The BSE Sensex and NSE Nifty closed with gains of around 45 points (0.2%) and 25 points (0.4%) respectively. Midcap and smallcap stocks however bucked the trend, as the BSE Midcap and BSE Smallcap indices closed weaker by around 0.5% and 0.2% respectively. The rupee was trading at 44.28 to the US dollar at the time of writing this.

Auto stocks closed mixed today. While gains were seen in Tata Motors and Hero Honda, selling pressure marked trading in TVS Motor and Ashok Leyland. Gains in the 2-wheeler major Hero Honda was seemingly as a result of reports that three leading US-based private equity firms are looking to acquire a 15-18% stake in the company. These firms are said to be the likes of Carlyle, KKR, and Warburg Pincus. And as reported by a leading business daily, the deal is likely to be as part of a transaction that could see Honda Motors completely exit Hero Honda.

News flows regarding Honda's stake in Hero Honda are making the rounds for some time now. This is despite both the companies having strongly denied the same. We would rather take the management's word, than believe unconfirmed rumors. Sure, the probability of Honda not renewing the agreement (which ends in 2014) is there. But considering the size and long history of the company, the possibility of Honda renewing the agreement (maybe with certain changes in the clauses as some newspapers have reported) is higher.

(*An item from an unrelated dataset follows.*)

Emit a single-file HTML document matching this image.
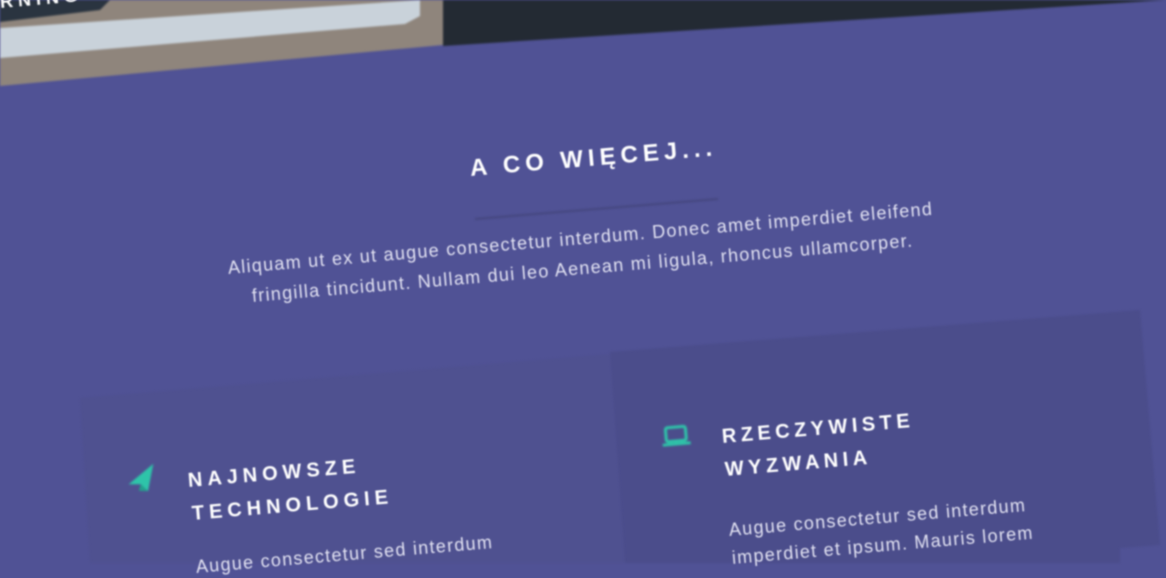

Stocks of financial companies also closed mixed today. Gains were seen in REC and IDFC. On the other hand, selling pressure marked trading in LIC Housing and HDFC. Selling in the housing finance major HDFC was despite a decent set of numbers reported by the company for the first half ended September 2010. For the period, the company's interest income grew by 2% YoY, led by a 19% YoY growth in advances. Its net interest margin improved to 4% during 1HFY11, from 3.4% in 1HFY10. The institution's net profit grew by 22% YoY mainly due to lower interest expense. Its profit margins improved to 26.3%. Further, its capital adequacy and net NPAs stood at comfortable levels of 14.1% and 0.2% respectively at the end of September.

Engineering stocks also saw a mixed performance today. While gains were seen in Suzlon and L&T, others like Engineers India and Punj Lloyd closed in the red. Suzlon has been one of the key gainers among engineering stocks over the past few days. This is notwithstanding the underperformance it has shown over the past one year, which has been a direct result of the company's financial woes. The news that is seemingly driving the stock currently relates to its Belgian subsidiary Hansen Transmissions looking to sell itself out and has received a few bids from interested parties. But anyways, even this won't be of much to help to Suzlon to tide over its financial troubles that have already taken a mammoth size.